I don't condone using the preposition like that way in the above example. However, I agree with this:
A. verb + indirect object + direct object: There is no indirect object.
Active =============================> Passive: [indirect direct object becomes the subject of passive verb.]
- A trainee is an official employee of the firm that/who(m) someone is training to/for the job he/she was originally hired for. => A trainee is an official employee of the firm that/who is being trained [by someone] to/for the job he/she was originally hired for.

B. verb + direct object + preposition + indirect object:[an alternative]:
Active =============================> Passive:[direct object becomes the subject of passive verb.]
- A trainee is an official employee of the firm to whom someone is training the job he/she was originally hired for.=> A trainee is an official employee of the firm to whom the job he/she was originally hired for is being trained[by someone]. These are wrong. The person, not the job, is the direct object of 'train'. There is no indirect object – the construction is not 'train someone a job'.

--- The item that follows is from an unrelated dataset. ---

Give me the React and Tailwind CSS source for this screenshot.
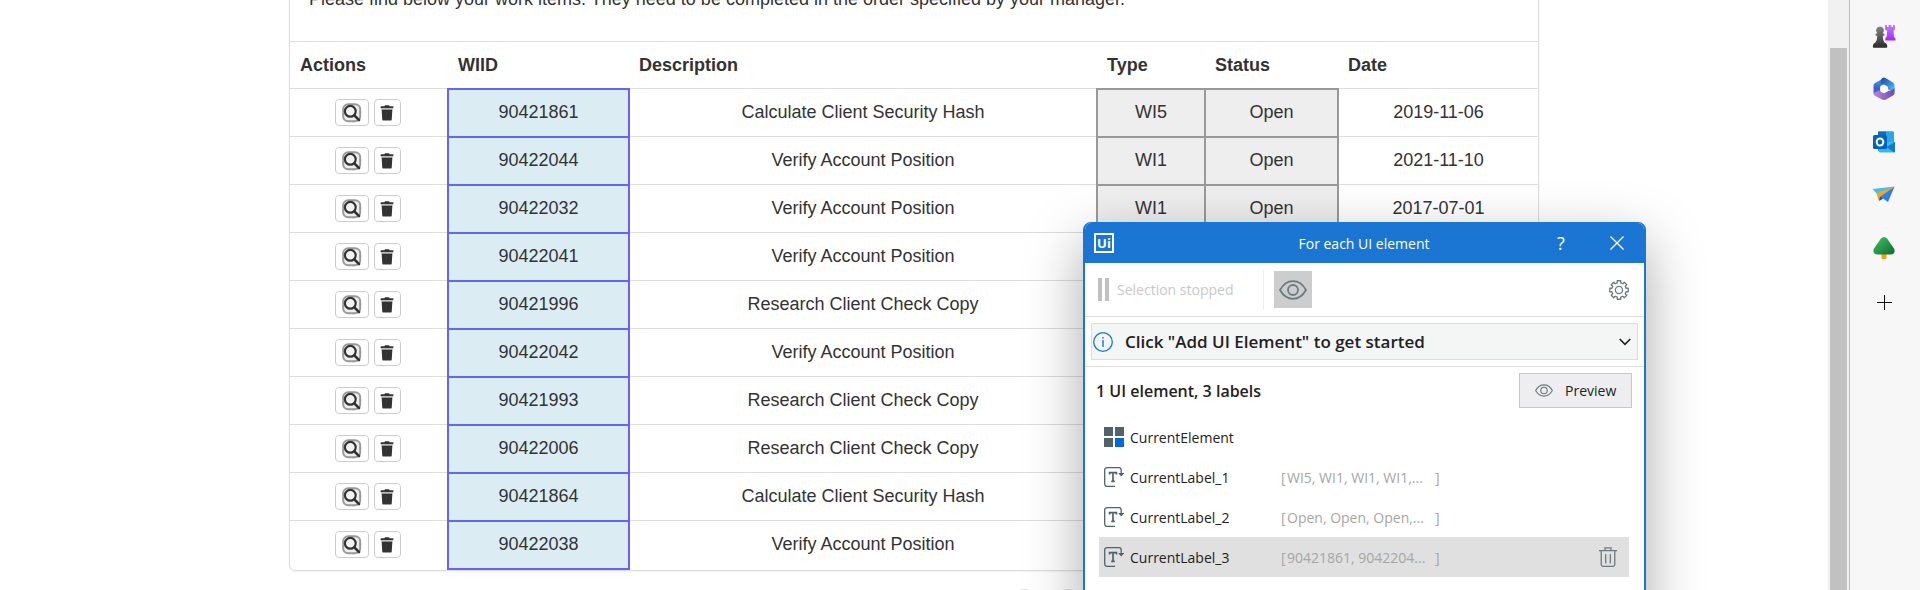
import React from "react";

const ITEMS = [
  ["90421861", "Calculate Client Security Hash", "WI5", "Open", "2019-11-06"],
  ["90422044", "Verify Account Position", "WI1", "Open", "2021-11-10"],
  ["90422032", "Verify Account Position", "WI1", "Open", "2017-07-01"],
  ["90422041", "Verify Account Position"],
  ["90421996", "Research Client Check Copy"],
  ["90422042", "Verify Account Position"],
  ["90421993", "Research Client Check Copy"],
  ["90422006", "Research Client Check Copy"],
  ["90421864", "Calculate Client Security Hash"],
  ["90422038", "Verify Account Position"],
];

const LABELS = [
  ["CurrentLabel_1", "WI5, WI1, WI1, WI1,..."],
  ["CurrentLabel_2", "Open, Open, Open,..."],
  ["CurrentLabel_3", "90421861, 9042204..."],
];

function SearchIcon() {
  return (
    <svg width="20" height="20" viewBox="0 0 20 20" aria-hidden="true">
      <rect x="1.2" y="1.2" width="17" height="17" rx="5" fill="#eee" stroke="#999" strokeWidth="2" />
      <circle cx="8.3" cy="8.3" r="5.4" fill="#f4f4f4" stroke="#333" strokeWidth="2.2" />
      <path d="M12.3 12.3L17 17" stroke="#333" strokeWidth="2.6" strokeLinecap="round" />
    </svg>
  );
}

function BinIcon() {
  return (
    <svg width="14" height="16" viewBox="0 0 14 16" aria-hidden="true">
      <path d="M4.5 1.2Q4.5.3 5.4.3h3.2q.9 0 .9.9H13.3v2H.7v-2z" fill="#333" />
      <path d="M.9 3.2h12.2v1H.9z" fill="#bbb" />
      <path d="M1.6 4.4h10.8l-.7 10.3q0 .8-.9.8H3.2q-.9 0-.9-.8z" fill="#333" />
    </svg>
  );
}

function Eye({ className }) {
  return (
    <svg className={className} viewBox="0 0 28 20" fill="none" stroke="#6c7a83" strokeWidth="1.8" aria-hidden="true">
      <path d="M1 10Q6 1.2 14 1.2T27 10Q22 18.800 14 18.800T1 10z" strokeLinejoin="round" />
      <circle cx="14" cy="10" r="5" />
    </svg>
  );
}

function Gear() {
  const teeth = [0, 1, 2, 3, 4, 5, 6, 7];
  const pts = teeth
    .flatMap((i) =>
      [[-0.24, 7.3], [-0.19, 9.4], [0.19, 9.4], [0.24, 7.3]].map(([d, r]) => {
        const a = (i * Math.PI) / 4 + d;
        return `${(10 + r * Math.sin(a)).toFixed(2)},${(10 - r * Math.cos(a)).toFixed(2)}`;
      })
    )
    .join(" ");
  return (
    <svg width="20" height="20" viewBox="0 0 20 20" fill="none" stroke="#6c7a83" strokeWidth="1.3" aria-hidden="true">
      <polygon points={pts} strokeLinejoin="round" />
      <circle cx="10" cy="10" r="3.6" />
    </svg>
  );
}

function LabelIcon() {
  return (
    <svg width="20" height="20" viewBox="0 0 20 20" fill="none" stroke="#52626c" aria-hidden="true">
      <path d="M11 19.300H3.200Q.7 19.300.7 16.800V3.200Q.7.7 3.200.7H15Q17.200.7 17.200 3V7" strokeWidth="1.300" />
      <path d="M14.200 6h6l-3 3.400z" fill="#52626c" stroke="none" />
      <path d="M5.600 7.500V5.600h6.800v1.900M9 5.600v8.600M7.200 14.300h3.600" strokeWidth="1.700" />
    </svg>
  );
}

function SidebarIcon({ children }) {
  return (
    <svg width="24" height="24" viewBox="0 0 24 24" aria-hidden="true">
      {children}
    </svg>
  );
}

function EdgeSidebar() {
  const btn = "flex h-[53px] w-full items-center justify-center";
  return (
    <aside className="flex w-[71px] shrink-0 flex-col border-l border-[#bdbdbd] bg-[#f7f7f7] pt-[9px] pr-[2px]">
      <button className={btn} aria-label="Games">
        <SidebarIcon>
          <defs>
            <linearGradient id="pawn" x2="0" y2="1"><stop stopColor="#858585" /><stop offset="1" stopColor="#2b2b2b" /></linearGradient>
            <linearGradient id="rook" x2="0" y2="1"><stop stopColor="#c77dff" /><stop offset="1" stopColor="#a428f5" /></linearGradient>
          </defs>
          <path d="M13 1h2v2h1.500V1h3v2H21V1h2v4.500l-1.500 1.300.5 6.200q1.500.6 1.500 2.200v1.300H13.300v-1.500q0-1.500 1.300-2l.6-6.200L13 5.500z" fill="url(#rook)" />
          <path d="M8 2.500a4 4 0 0 1 2.600 7h1.700v2.300h-1.600q0 4.500 1.900 6.600 2.600.8 2.600 3.200v1.500q0 .7-.8.7H1.700q-.8 0-.8-.8v-1.400q0-2.400 2.500-3.200 2-2 1.900-6.600H3.700V9.500h1.700A4 4 0 0 1 8 2.500z" fill="url(#pawn)" />
        </SidebarIcon>
      </button>
      <button className={btn} aria-label="Microsoft 365">
        <SidebarIcon>
          <defs>
            <linearGradient id="ma" x2="0" y2="1"><stop stopColor="#4aa5e8" /><stop offset=".5" stopColor="#3a5fd0" /><stop offset="1" stopColor="#7d62c8" /></linearGradient>
            <linearGradient id="mb" x2="1" y2="1"><stop stopColor="#1f3fb0" /><stop offset="1" stopColor="#4fcaf2" /></linearGradient>
            <linearGradient id="mc" x2="1" y2="0"><stop stopColor="#b98be0" /><stop offset="1" stopColor="#6b4bb0" /></linearGradient>
          </defs>
          <path d="M12 1L3 6Q1.500 7 1.500 8.500v7.500q0 1.700 1.500 2.500l5.500 3V9l7-3.500z" fill="url(#ma)" />
          <path d="M10.500 1Q12 .2 13.500 1L21 5.500q1.500 1 1.500 2.700v7.300L15.500 12V9.500L8.500 6q0-4 2-5z" fill="url(#mb)" />
          <path d="M22.500 11v5q0 1.700-1.500 2.500l-7.500 4.200q-1.500.8-3 0L3 18.500q-1.500-.8-1.500-2.500l7-3v2l4 1 3.500-2q5-1 6.500-3z" fill="url(#mc)" />
          <path d="M12 7.800l3.800 2.100v4.200L12 16.200l-3.800-2.100V9.900z" fill="#fff" />
        </SidebarIcon>
      </button>
      <button className={btn} aria-label="Outlook">
        <SidebarIcon>
          <rect x="6" y="1.500" width="16" height="20" rx="1.500" fill="#1490df" />
          <path d="M14 1.500h6.500q1.500 0 1.500 1.500v9h-8z" fill="#28a8ea" />
          <path d="M6 1.500h8v5H6z" fill="#0f6cbd" />
          <path d="M7 12h8l8 0v9q0 1.500-1.500 1.500H8.500Q7 22.500 7 21z" fill="#35b8f1" />
          <path d="M23 12l-8.500 5 7.500 5.500q1 0 1-1.500z" fill="#1479c9" />
          <rect x="1" y="5" width="14" height="14" rx="1.500" fill="#0364b8" />
          <ellipse cx="8" cy="12" rx="3.300" ry="3.600" fill="none" stroke="#fff" strokeWidth="2" />
        </SidebarIcon>
      </button>
      <button className={btn} aria-label="Drop">
        <SidebarIcon>
          <path d="M.5 6L22.500 3.500 6 12z" fill="#45bdf3" />
          <path d="M22.500 3.500L16 19l-5-3.500-3 2L6.500 13z" fill="#2b7df0" />
          <path d="M22.500 3.500L4.500 10l2 7.500L8 14z" fill="#f0a51c" />
          <path d="M8 14l2.500 1.500L7 18z" fill="#1c459c" />
        </SidebarIcon>
      </button>
      <button className={btn} aria-label="E-tree">
        <SidebarIcon>
          <defs>
            <linearGradient id="tree" x2="1" y2="1"><stop stopColor="#43c468" /><stop offset="1" stopColor="#0d6a2c" /></linearGradient>
          </defs>
          <rect x="9.500" y="17" width="5" height="6" rx="1" fill="#f0a30a" />
          <path d="M9 2.500Q12-.5 15 2.500l7 10q1.500 3-.5 5-1 1-3 1h-13q-2 0-3-1-2-2-.5-5z" fill="url(#tree)" />
        </SidebarIcon>
      </button>
      <button className="flex h-[57px] w-full items-center justify-center" aria-label="Customize">
        <svg width="15" height="15" viewBox="0 0 15 15" aria-hidden="true">
          <path d="M7.500 0v15M0 7.500h15" stroke="#111" strokeWidth="1" />
        </svg>
      </button>
    </aside>
  );
}

function WorkItems() {
  const th = "h-[47px] border-t border-[#ddd] px-[10px] text-left font-bold";
  const td = "h-12 border-t border-[#ddd] px-2 pb-[2px] text-center";
  const tag = "h-12 border-2 border-[#999] bg-[#eee] pb-[2px] text-center";
  return (
    <section className="mx-auto -mt-3 w-full max-w-[1250px] rounded-md border border-[#ddd] font-['Liberation_Sans',Arial,sans-serif] text-[18px] leading-6 text-[#333] shadow-xs">
      <p className="h-[52px] px-[19px] leading-5">
        Please find below your work items. They need to be completed in the order specified by your manager.
      </p>
      <table className="w-full table-fixed border-collapse">
        <colgroup>
          <col className="w-[158px]" />
          <col className="w-[181px]" />
          <col />
          <col className="w-[108px]" />
          <col className="w-[133px]" />
          <col className="w-[200px]" />
        </colgroup>
        <thead>
          <tr>
            {["Actions", "WIID", "Description", "Type", "Status", "Date"].map((h) => (
              <th key={h} className={th}>{h}</th>
            ))}
          </tr>
        </thead>
        <tbody>
          {ITEMS.map(([id, desc, type, status, date]) => (
            <tr key={id}>
              <td className="h-12 border-t border-[#ddd] pr-[2px]">
                <div className="flex items-center justify-center gap-[5px]">
                  <button aria-label="View" className="flex h-[27px] w-[34px] items-center justify-center rounded border border-[#ccc] bg-white"><SearchIcon /></button>
                  <button aria-label="Delete" className="flex h-[27px] w-[27px] items-center justify-center rounded border border-[#ccc] bg-white"><BinIcon /></button>
                </div>
              </td>
              <td className="h-12 border-2 border-[#6464fa] bg-[#dcecf3] pb-[2px] text-center">{id}</td>
              <td className={td}>{desc}</td>
              <td className={tag}>{type}</td>
              <td className={tag}>{status}</td>
              <td className={td}>{date}</td>
            </tr>
          ))}
        </tbody>
      </table>
    </section>
  );
}

function Pager() {
  return (
    <nav className="mx-auto mt-[18px] flex w-full max-w-[1250px] gap-2 pl-[717px]" aria-label="Pages">
      <button aria-label="Previous page" className="h-9 w-9 rounded-full border border-[#ddd]" />
      <button aria-label="Next page" className="h-9 w-9 rounded-full border border-[#ddd]" />
    </nav>
  );
}

function SelectorDialog() {
  return (
    <div role="dialog" aria-label="For each UI element" className="absolute top-[222px] right-[182px] -bottom-10 flex w-[563px] flex-col overflow-hidden rounded-t-lg border-2 border-t border-[#1b76d3] bg-white font-['Open_Sans','Noto_Sans',sans-serif] text-[14px] text-[#222] shadow-[0_20px_56px_rgba(0,0,0,0.34)]">
      <header className="flex h-10 shrink-0 items-center bg-[#1b76d3] pr-[15px] pl-[9px] text-white">
        <span className="flex h-5 w-5 items-center justify-center border-2 border-white text-[13px] leading-4 font-bold">Ui</span>
        <h1 className="flex-1 pl-[81px] text-center text-[14px]">For each UI element</h1>
        <button aria-label="Help" className="w-14 text-[18px]">?</button>
        <button aria-label="Close" className="ml-4 flex h-6 w-6 items-center justify-center">
          <svg width="14" height="14" viewBox="0 0 14 14" stroke="#fff" strokeWidth="1.300"><path d="M.5.5l13 13M13.500.5l-13 13" /></svg>
        </button>
      </header>
      <div className="flex h-[54px] shrink-0 items-center border-b border-[#ddd] pr-[15px] pl-[13px]">
        <button disabled className="flex items-center text-[#c8c8c8]">
          <span className="mr-2 flex h-[23px] w-[11px] justify-between"><i className="w-1 bg-[#c0c0c0]" /><i className="w-1 bg-[#c0c0c0]" /></span>
          Selection stopped
        </button>
        <span className="ml-auto h-10 w-px bg-[#eee]" />
        <button aria-label="Toggle preview" className="mr-[297px] ml-[10px] flex h-[37px] w-[38px] items-center justify-center bg-[#cdcdcd]"><Eye className="h-5 w-7" /></button>
        <button aria-label="Settings"><Gear /></button>
      </div>
      <div className="shrink-0 border-b border-[#ddd] px-[6px] py-[6px]">
        <button className="flex h-[37px] w-full items-center border border-[#ddd] bg-[#f4f6f6] pr-[6px] pl-px text-left text-[17px] font-semibold">
          <svg width="20" height="20" viewBox="0 0 20 20" fill="none" stroke="#1b76d3" aria-hidden="true">
            <circle cx="10" cy="10" r="9.300" strokeWidth="1.300" />
            <path d="M10 8v7M10 5v1.500" strokeWidth="1.400" />
          </svg>
          <span className="ml-3 flex-1">Click "Add UI Element" to get started</span>
          <svg width="12" height="8" viewBox="0 0 12 8" fill="none" stroke="#222" strokeWidth="1.700" aria-hidden="true"><path d="M.7 1L6 6.300 11.300 1" /></svg>
        </button>
      </div>
      <div className="flex shrink-0 items-center pt-[6px] pr-3 pl-[11px]">
        <h2 className="flex-1 text-[16px] font-semibold">1 UI element, 3 labels</h2>
        <button className="flex h-[35px] w-[113px] items-center border border-[#c8c8cc] bg-[#eeeef1] pl-[15px]">
          <Eye className="mr-3 h-[13px] w-[18px]" />
          Preview
        </button>
      </div>
      <ul className="mt-[9px] mr-[15px] ml-[14px]">
        <li className="flex h-10 items-center pl-[5px]">
          <svg width="20" height="20" viewBox="0 0 20 20" aria-hidden="true">
            <path d="M0 0h9v9H0zM11 0h9v9h-9zM0 11h9v9H0z" fill="#52626c" />
            <path d="M11 11h9v9h-9z" fill="#0067df" />
          </svg>
          <span className="ml-[6px]">CurrentElement</span>
        </li>
        {LABELS.map(([name, values], i) => (
          <li key={name} className={i === 2 ? "flex h-10 items-center bg-[#e0e0e0] pl-[5px]" : "flex h-10 items-center pl-[5px]"}>
            <LabelIcon />
            <span className="ml-[6px] w-[151px]">{name}</span>
            <span className="w-[6px] text-[#a6a6a6]">[</span>
            <span className="w-[148px] whitespace-nowrap text-[#a6a6a6]">{values}</span>
            <span className="text-[#a6a6a6]">]</span>
            {i === 2 && (
              <button aria-label="Delete label" className="mr-3 ml-auto">
                <svg width="18" height="20" viewBox="0 0 18 20" fill="none" stroke="#6c7a83" strokeWidth="1.300" aria-hidden="true">
                  <path d="M0 3.700h18M6 3.500V.8h6v2.700M2.200 4v13.500q0 1.800 1.800 1.800h10q1.800 0 1.800-1.800V4M6.700 7v9.500M11.300 7v9.500" />
                </svg>
              </button>
            )}
          </li>
        ))}
      </ul>
    </div>
  );
}

export default function App() {
  return (
    <div className="flex h-screen overflow-hidden bg-white">
      <main className="relative min-w-0 flex-1 overflow-hidden">
        <WorkItems />
        <Pager />
        <SelectorDialog />
      </main>
      <div className="flex w-[21px] shrink-0 flex-col bg-[#f1f1f1] px-[2px] pt-12" aria-hidden="true">
        <div className="flex-1 bg-[#c1c1c1]" />
      </div>
      <EdgeSidebar />
    </div>
  );
}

- A trainee is an official employee of the firm that/who someone is training to the job he/she was originally hired for.=> A trainee is an official employee of the firm that/who the job he/she was originally hired for is being training to [by someone]. Again, this is wrong (even if you meant 'trained' instead of 'training'), because one does not 'train a job'; one trains a person.

You may be thinking of the construction 'teach someone a job'. That is different. There, 'job' is the direct object of 'teach', and 'someone' is the indirect object. One teaches someone a job (lesson, etc) but one does not train someone a job. You cannot apply general rules to such words; different words work differently.